I wish to clarify that some key members of the Memphis Declaration movement have distanced themselves from McKissic's actions. This post does not apply to any such person. See the comment log for more details.

One of the wisest things I ever heard James Dobson say: "Many parents of teenagers don't know what they want their teenager to do; they just know that they aren't doing it."

It seems to me that there are a great many people out there with their traps flapping these days who don't seem to know what they want the Southern Baptist Convention to do; they just know that they aren't doing it. If Jerry Sutton proposes revisiting the BF&M, he is lampooned because he is an "insider" with whom we're dissatisfied. If Dwight McKissic proposes exactly the same thing, he's a champion because he is not an "insider" and we suddenly like him. Do we want a stricter, more specific BF&M or not? Maybe we don't know. Maybe we don't care so long as whatever process we employ strikes down the people we want stricken and leaves us in charge.

I heard a missionary tell this tale when I was a little boy at summer camp. I have no real reason to believe that it accurately represents the nature of orangutans, because I've grown up enough since then to know that missionaries fabricate as many illustrations as do preachers here in the good old US of A. But it is a good story, so I repeat it with my disclaimer.
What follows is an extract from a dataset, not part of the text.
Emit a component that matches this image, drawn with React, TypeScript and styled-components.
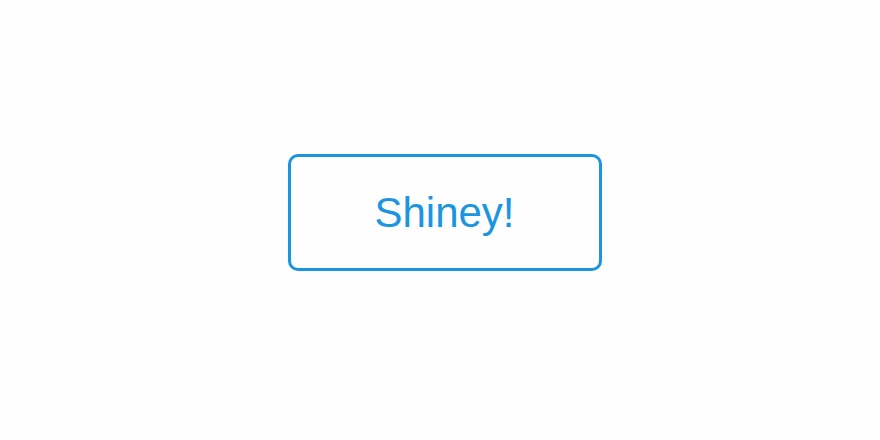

Apparently, one orangutan can destroy an entire cornfield for two ears of corn. To hear the missionary tell it, he enters a row of corn, reaches up with his right arm, and plucks an ear, placing it under his left armpit for safe keeping. But then he sees an ear of corn on his left, so he reaches up with his left arm (the first ear of corn, of course, drops to the ground in this process) and plucks the second ear of corn. But wait, there's another ear on the right! And so the process repeats until the orangutan leaves a hundred ears of corn to rot on the ground to walk out with one ear under each armpit. By casually taking whatever he can get, he leaves a wake of destruction behind him, destroying the hard-won labor of those who were there before he came.

As I have said, I have no real reason to believe that this story accurately portrays the nature of orangutans. The nature of orangutans is immaterial to the effectiveness of this story because we can all recognize immediately that it so aptly depicts the nature of human beings. We react so rapidly to charges that someone somewhere is abusing power that people all over the world can, with very little effort, incite rioters to burn down their own neighborhoods and then go home somehow convinced that they have dealt a blow to someone other than themselves.
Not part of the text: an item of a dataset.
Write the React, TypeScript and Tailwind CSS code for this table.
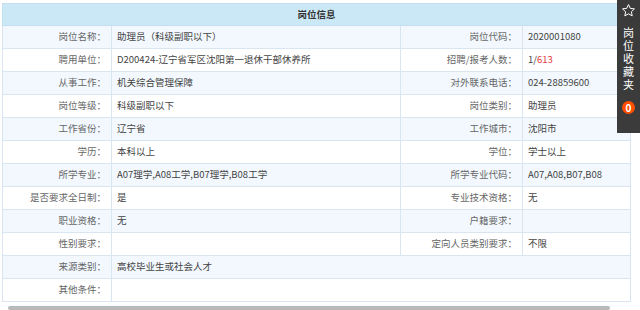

It seems to me quite destructive to stir up an insurgency with no clear objectives other than change and vague diatribes. The conservative resurgence was easy to define and understand: Fill the institutions of the SBC with employees who affirm the inerrancy of the Bible and who discharge their duties according to that belief. What, exactly, is this new movement trying to accomplish? You won't find it in the amorphous platitudes of the Memphis Declaration—a document that belongs on the next episode of Oprah. Sometimes the objective appears to be the defense of Dr. Rankin. Sometimes it appears to be the reinstatement of CBF folks like Wade, Glazener, Vestal, etc. Or is it about speaking in tongues? I've been watching since this Spring, and I still can't put my finger on it.

Maybe there is no well-formed constructive objective. And in my opinon, that just might be the worst answer of all for the future of the SBC.

Friday, September 1, 2006

I Want to Be McCareful Here

Dwight McKissic was one of the speakers at a Paul-Timothy Conference that I attended with SBTC. I enjoyed his comments and his wisdom. Bro. McKissic has taken an active role in the SBTC, and I have appreciated his leadership. I doubt that he would remember me, but I remember him, and I have been thankful for specific ways that his comments have contributed to my ministry and my thinking. But I want to differ with him on a couple of specifics from this week.

First, let us consider the issue justly raised by McKissic and summarized by Wade Burleson here about "public statements that contained charges never communicated privately and personally." I think it is a good and biblical observation. I wish Dr. Patterson had mentioned to Dr. McKissic, "Your sermon criticized a sister agency, and we can't put that on our web site. And I disagree with you about your interpretation of the text." I think that is only fair, and Dr. Patterson should have extended that courtesy to a brother in Christ.

But that's a road that runs both ways. McKissic knew about the present controversy. He knew about Dr. Patterson's position. He was preparing a sermon to criticize the IMB and Dr. Patterson publicly at the seminary while Dr. Patterson was sitting on the platform. Now, I ask you, what would be the courteous and Christian and biblical thing to do? Did McKissic communicate with Patterson "privately and personally" about the ambush that he was setting? I doubt it.

And if not, I lay the fault at the feet of McKissic, because he did what he did with forethought and deliberation. Dr. Patterson, on the other hand, had to respond on the spur of the moment. I would have been in shock. I wouldn't have known what to say over lunch, much less at the conclusion of the message. And for setting this trap, McKissic ought to apologize publicly to Patterson.

By the way, this first point illustrates well what I've been saying about a double standard. Because others who would criticize Patterson for failing to communicate privately before publicly will conspicuously refrain from any criticism of McKissic for a more egregious act of the same character. And I don't even know that they do so consciously. But the double standard is obviously there, nonetheless.

Second, let us consider race. Seriously, why play the race card here? I've searched the New Testament over, and I cannot for the life of me find a racial connection to the debate over speaking in tongues. I find it highly inappropriate that McKissic resorted to a sort of racial ultimatum. Let this issue rise and fall on the merits of the New Testament, not as a ransom paid to racial blackmail.

Dr. McKissic and I are not friends, but I hope that we will be someday (our paths just haven't crossed one-on-one yet). We are not friends, but we are brothers in Christ. I regret that a critical exchange will come so early in our acquaintance, but I have written what I believe to be the truth. I've tried to be careful and precise, and now I am anxious to be quiet and hear what you all have to say.